## WORK TO DO
Reproduce the material in full, exactly as written.

## PROVIDED DATA
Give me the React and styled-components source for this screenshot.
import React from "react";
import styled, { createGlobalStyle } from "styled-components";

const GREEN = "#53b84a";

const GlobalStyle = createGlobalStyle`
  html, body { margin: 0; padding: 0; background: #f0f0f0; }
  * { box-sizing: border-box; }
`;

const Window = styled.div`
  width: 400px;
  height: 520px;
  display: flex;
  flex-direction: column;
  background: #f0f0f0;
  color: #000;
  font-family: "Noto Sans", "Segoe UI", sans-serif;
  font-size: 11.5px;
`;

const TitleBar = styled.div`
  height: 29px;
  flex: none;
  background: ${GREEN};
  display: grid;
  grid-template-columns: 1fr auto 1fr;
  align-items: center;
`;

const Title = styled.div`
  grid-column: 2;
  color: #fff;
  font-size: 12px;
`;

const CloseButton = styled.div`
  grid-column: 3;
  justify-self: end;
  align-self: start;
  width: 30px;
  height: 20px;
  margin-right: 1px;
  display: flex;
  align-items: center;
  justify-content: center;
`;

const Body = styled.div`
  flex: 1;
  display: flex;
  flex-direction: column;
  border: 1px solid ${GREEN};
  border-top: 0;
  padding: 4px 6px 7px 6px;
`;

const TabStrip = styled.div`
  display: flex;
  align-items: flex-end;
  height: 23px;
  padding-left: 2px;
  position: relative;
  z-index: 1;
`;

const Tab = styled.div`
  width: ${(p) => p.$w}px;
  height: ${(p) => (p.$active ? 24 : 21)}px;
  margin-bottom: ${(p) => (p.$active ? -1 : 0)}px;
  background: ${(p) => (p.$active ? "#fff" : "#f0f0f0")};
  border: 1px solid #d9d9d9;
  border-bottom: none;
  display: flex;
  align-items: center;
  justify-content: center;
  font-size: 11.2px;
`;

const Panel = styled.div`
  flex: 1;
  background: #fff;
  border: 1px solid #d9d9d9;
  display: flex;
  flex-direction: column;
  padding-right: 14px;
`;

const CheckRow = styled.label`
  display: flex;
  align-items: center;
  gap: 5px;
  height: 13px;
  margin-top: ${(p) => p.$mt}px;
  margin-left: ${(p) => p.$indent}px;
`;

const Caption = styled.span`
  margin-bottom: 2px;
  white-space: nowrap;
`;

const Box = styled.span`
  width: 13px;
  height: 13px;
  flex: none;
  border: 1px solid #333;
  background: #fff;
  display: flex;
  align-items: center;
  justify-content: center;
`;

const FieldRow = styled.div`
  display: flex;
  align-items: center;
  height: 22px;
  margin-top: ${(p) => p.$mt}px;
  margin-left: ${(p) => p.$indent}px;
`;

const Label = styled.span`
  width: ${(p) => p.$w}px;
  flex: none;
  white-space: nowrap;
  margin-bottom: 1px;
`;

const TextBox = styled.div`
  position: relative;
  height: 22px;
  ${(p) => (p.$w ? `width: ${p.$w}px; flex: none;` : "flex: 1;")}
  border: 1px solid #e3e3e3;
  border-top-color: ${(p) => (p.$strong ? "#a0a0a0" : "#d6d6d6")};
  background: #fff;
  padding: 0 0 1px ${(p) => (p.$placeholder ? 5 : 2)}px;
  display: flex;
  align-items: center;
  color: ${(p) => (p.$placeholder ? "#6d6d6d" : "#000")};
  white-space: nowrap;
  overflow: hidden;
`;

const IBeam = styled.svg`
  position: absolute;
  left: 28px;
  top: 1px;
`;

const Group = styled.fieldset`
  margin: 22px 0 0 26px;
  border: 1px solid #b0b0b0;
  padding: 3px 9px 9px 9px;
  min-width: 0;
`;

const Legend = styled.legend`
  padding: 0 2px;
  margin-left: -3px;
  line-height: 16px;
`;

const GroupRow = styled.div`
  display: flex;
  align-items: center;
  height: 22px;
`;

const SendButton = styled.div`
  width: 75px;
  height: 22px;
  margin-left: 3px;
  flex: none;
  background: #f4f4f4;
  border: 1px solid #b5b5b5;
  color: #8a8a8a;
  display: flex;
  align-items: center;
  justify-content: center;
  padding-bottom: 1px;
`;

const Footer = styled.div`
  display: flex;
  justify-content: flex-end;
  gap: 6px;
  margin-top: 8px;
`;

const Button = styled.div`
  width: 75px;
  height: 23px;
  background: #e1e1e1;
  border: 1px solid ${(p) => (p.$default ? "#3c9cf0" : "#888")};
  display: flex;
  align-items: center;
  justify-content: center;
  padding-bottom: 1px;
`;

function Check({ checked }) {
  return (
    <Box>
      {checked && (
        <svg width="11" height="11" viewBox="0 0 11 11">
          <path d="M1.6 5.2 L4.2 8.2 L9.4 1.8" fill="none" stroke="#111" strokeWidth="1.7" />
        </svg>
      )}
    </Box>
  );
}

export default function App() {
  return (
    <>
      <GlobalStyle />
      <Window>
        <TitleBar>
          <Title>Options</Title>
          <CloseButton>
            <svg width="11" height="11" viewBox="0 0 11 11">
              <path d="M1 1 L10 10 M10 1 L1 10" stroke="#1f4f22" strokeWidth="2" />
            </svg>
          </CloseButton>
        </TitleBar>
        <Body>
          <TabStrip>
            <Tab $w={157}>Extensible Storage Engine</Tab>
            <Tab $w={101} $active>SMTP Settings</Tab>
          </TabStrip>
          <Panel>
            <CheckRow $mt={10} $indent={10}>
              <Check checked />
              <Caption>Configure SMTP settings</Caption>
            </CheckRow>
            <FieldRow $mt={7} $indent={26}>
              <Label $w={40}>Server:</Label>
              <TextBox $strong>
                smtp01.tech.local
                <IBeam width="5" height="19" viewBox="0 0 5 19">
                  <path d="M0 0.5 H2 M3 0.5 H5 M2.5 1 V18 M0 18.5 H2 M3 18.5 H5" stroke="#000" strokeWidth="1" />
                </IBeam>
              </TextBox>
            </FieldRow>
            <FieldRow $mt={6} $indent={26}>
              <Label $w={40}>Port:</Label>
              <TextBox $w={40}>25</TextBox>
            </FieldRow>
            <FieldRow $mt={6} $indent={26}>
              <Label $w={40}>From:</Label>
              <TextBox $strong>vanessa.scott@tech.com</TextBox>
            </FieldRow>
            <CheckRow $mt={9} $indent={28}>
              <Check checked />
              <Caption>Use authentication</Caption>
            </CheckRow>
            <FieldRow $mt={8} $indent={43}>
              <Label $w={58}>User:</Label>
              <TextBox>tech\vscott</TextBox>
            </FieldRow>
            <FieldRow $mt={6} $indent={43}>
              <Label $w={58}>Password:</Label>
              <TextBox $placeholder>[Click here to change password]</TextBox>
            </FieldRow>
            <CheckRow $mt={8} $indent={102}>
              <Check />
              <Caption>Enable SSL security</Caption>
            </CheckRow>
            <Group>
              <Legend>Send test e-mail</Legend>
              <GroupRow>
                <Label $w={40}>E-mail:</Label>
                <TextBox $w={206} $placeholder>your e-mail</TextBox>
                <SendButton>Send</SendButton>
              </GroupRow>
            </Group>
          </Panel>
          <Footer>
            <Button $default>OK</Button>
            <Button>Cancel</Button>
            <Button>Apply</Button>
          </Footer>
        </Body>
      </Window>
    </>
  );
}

## SOLUTION FOR THIS EXERCISE
Give me the React and styled-components source for this screenshot.
import React from "react";
import styled, { createGlobalStyle } from "styled-components";

const GREEN = "#53b84a";

const GlobalStyle = createGlobalStyle`
  html, body { margin: 0; padding: 0; background: #f0f0f0; }
  * { box-sizing: border-box; }
`;

const Window = styled.div`
  width: 400px;
  height: 520px;
  display: flex;
  flex-direction: column;
  background: #f0f0f0;
  color: #000;
  font-family: "Noto Sans", "Segoe UI", sans-serif;
  font-size: 11.5px;
`;

const TitleBar = styled.div`
  height: 29px;
  flex: none;
  background: ${GREEN};
  display: grid;
  grid-template-columns: 1fr auto 1fr;
  align-items: center;
`;

const Title = styled.div`
  grid-column: 2;
  color: #fff;
  font-size: 12px;
`;

const CloseButton = styled.div`
  grid-column: 3;
  justify-self: end;
  align-self: start;
  width: 30px;
  height: 20px;
  margin-right: 1px;
  display: flex;
  align-items: center;
  justify-content: center;
`;

const Body = styled.div`
  flex: 1;
  display: flex;
  flex-direction: column;
  border: 1px solid ${GREEN};
  border-top: 0;
  padding: 4px 6px 7px 6px;
`;

const TabStrip = styled.div`
  display: flex;
  align-items: flex-end;
  height: 23px;
  padding-left: 2px;
  position: relative;
  z-index: 1;
`;

const Tab = styled.div`
  width: ${(p) => p.$w}px;
  height: ${(p) => (p.$active ? 24 : 21)}px;
  margin-bottom: ${(p) => (p.$active ? -1 : 0)}px;
  background: ${(p) => (p.$active ? "#fff" : "#f0f0f0")};
  border: 1px solid #d9d9d9;
  border-bottom: none;
  display: flex;
  align-items: center;
  justify-content: center;
  font-size: 11.2px;
`;

const Panel = styled.div`
  flex: 1;
  background: #fff;
  border: 1px solid #d9d9d9;
  display: flex;
  flex-direction: column;
  padding-right: 14px;
`;

const CheckRow = styled.label`
  display: flex;
  align-items: center;
  gap: 5px;
  height: 13px;
  margin-top: ${(p) => p.$mt}px;
  margin-left: ${(p) => p.$indent}px;
`;

const Caption = styled.span`
  margin-bottom: 2px;
  white-space: nowrap;
`;

const Box = styled.span`
  width: 13px;
  height: 13px;
  flex: none;
  border: 1px solid #333;
  background: #fff;
  display: flex;
  align-items: center;
  justify-content: center;
`;

const FieldRow = styled.div`
  display: flex;
  align-items: center;
  height: 22px;
  margin-top: ${(p) => p.$mt}px;
  margin-left: ${(p) => p.$indent}px;
`;

const Label = styled.span`
  width: ${(p) => p.$w}px;
  flex: none;
  white-space: nowrap;
  margin-bottom: 1px;
`;

const TextBox = styled.div`
  position: relative;
  height: 22px;
  ${(p) => (p.$w ? `width: ${p.$w}px; flex: none;` : "flex: 1;")}
  border: 1px solid #e3e3e3;
  border-top-color: ${(p) => (p.$strong ? "#a0a0a0" : "#d6d6d6")};
  background: #fff;
  padding: 0 0 1px ${(p) => (p.$placeholder ? 5 : 2)}px;
  display: flex;
  align-items: center;
  color: ${(p) => (p.$placeholder ? "#6d6d6d" : "#000")};
  white-space: nowrap;
  overflow: hidden;
`;

const IBeam = styled.svg`
  position: absolute;
  left: 28px;
  top: 1px;
`;

const Group = styled.fieldset`
  margin: 22px 0 0 26px;
  border: 1px solid #b0b0b0;
  padding: 3px 9px 9px 9px;
  min-width: 0;
`;

const Legend = styled.legend`
  padding: 0 2px;
  margin-left: -3px;
  line-height: 16px;
`;

const GroupRow = styled.div`
  display: flex;
  align-items: center;
  height: 22px;
`;

const SendButton = styled.div`
  width: 75px;
  height: 22px;
  margin-left: 3px;
  flex: none;
  background: #f4f4f4;
  border: 1px solid #b5b5b5;
  color: #8a8a8a;
  display: flex;
  align-items: center;
  justify-content: center;
  padding-bottom: 1px;
`;

const Footer = styled.div`
  display: flex;
  justify-content: flex-end;
  gap: 6px;
  margin-top: 8px;
`;

const Button = styled.div`
  width: 75px;
  height: 23px;
  background: #e1e1e1;
  border: 1px solid ${(p) => (p.$default ? "#3c9cf0" : "#888")};
  display: flex;
  align-items: center;
  justify-content: center;
  padding-bottom: 1px;
`;

function Check({ checked }) {
  return (
    <Box>
      {checked && (
        <svg width="11" height="11" viewBox="0 0 11 11">
          <path d="M1.6 5.2 L4.2 8.2 L9.4 1.8" fill="none" stroke="#111" strokeWidth="1.7" />
        </svg>
      )}
    </Box>
  );
}

export default function App() {
  return (
    <>
      <GlobalStyle />
      <Window>
        <TitleBar>
          <Title>Options</Title>
          <CloseButton>
            <svg width="11" height="11" viewBox="0 0 11 11">
              <path d="M1 1 L10 10 M10 1 L1 10" stroke="#1f4f22" strokeWidth="2" />
            </svg>
          </CloseButton>
        </TitleBar>
        <Body>
          <TabStrip>
            <Tab $w={157}>Extensible Storage Engine</Tab>
            <Tab $w={101} $active>SMTP Settings</Tab>
          </TabStrip>
          <Panel>
            <CheckRow $mt={10} $indent={10}>
              <Check checked />
              <Caption>Configure SMTP settings</Caption>
            </CheckRow>
            <FieldRow $mt={7} $indent={26}>
              <Label $w={40}>Server:</Label>
              <TextBox $strong>
                smtp01.tech.local
                <IBeam width="5" height="19" viewBox="0 0 5 19">
                  <path d="M0 0.5 H2 M3 0.5 H5 M2.5 1 V18 M0 18.5 H2 M3 18.5 H5" stroke="#000" strokeWidth="1" />
                </IBeam>
              </TextBox>
            </FieldRow>
            <FieldRow $mt={6} $indent={26}>
              <Label $w={40}>Port:</Label>
              <TextBox $w={40}>25</TextBox>
            </FieldRow>
            <FieldRow $mt={6} $indent={26}>
              <Label $w={40}>From:</Label>
              <TextBox $strong>vanessa.scott@tech.com</TextBox>
            </FieldRow>
            <CheckRow $mt={9} $indent={28}>
              <Check checked />
              <Caption>Use authentication</Caption>
            </CheckRow>
            <FieldRow $mt={8} $indent={43}>
              <Label $w={58}>User:</Label>
              <TextBox>tech\vscott</TextBox>
            </FieldRow>
            <FieldRow $mt={6} $indent={43}>
              <Label $w={58}>Password:</Label>
              <TextBox $placeholder>[Click here to change password]</TextBox>
            </FieldRow>
            <CheckRow $mt={8} $indent={102}>
              <Check />
              <Caption>Enable SSL security</Caption>
            </CheckRow>
            <Group>
              <Legend>Send test e-mail</Legend>
              <GroupRow>
                <Label $w={40}>E-mail:</Label>
                <TextBox $w={206} $placeholder>your e-mail</TextBox>
                <SendButton>Send</SendButton>
              </GroupRow>
            </Group>
          </Panel>
          <Footer>
            <Button $default>OK</Button>
            <Button>Cancel</Button>
            <Button>Apply</Button>
          </Footer>
        </Body>
      </Window>
    </>
  );
}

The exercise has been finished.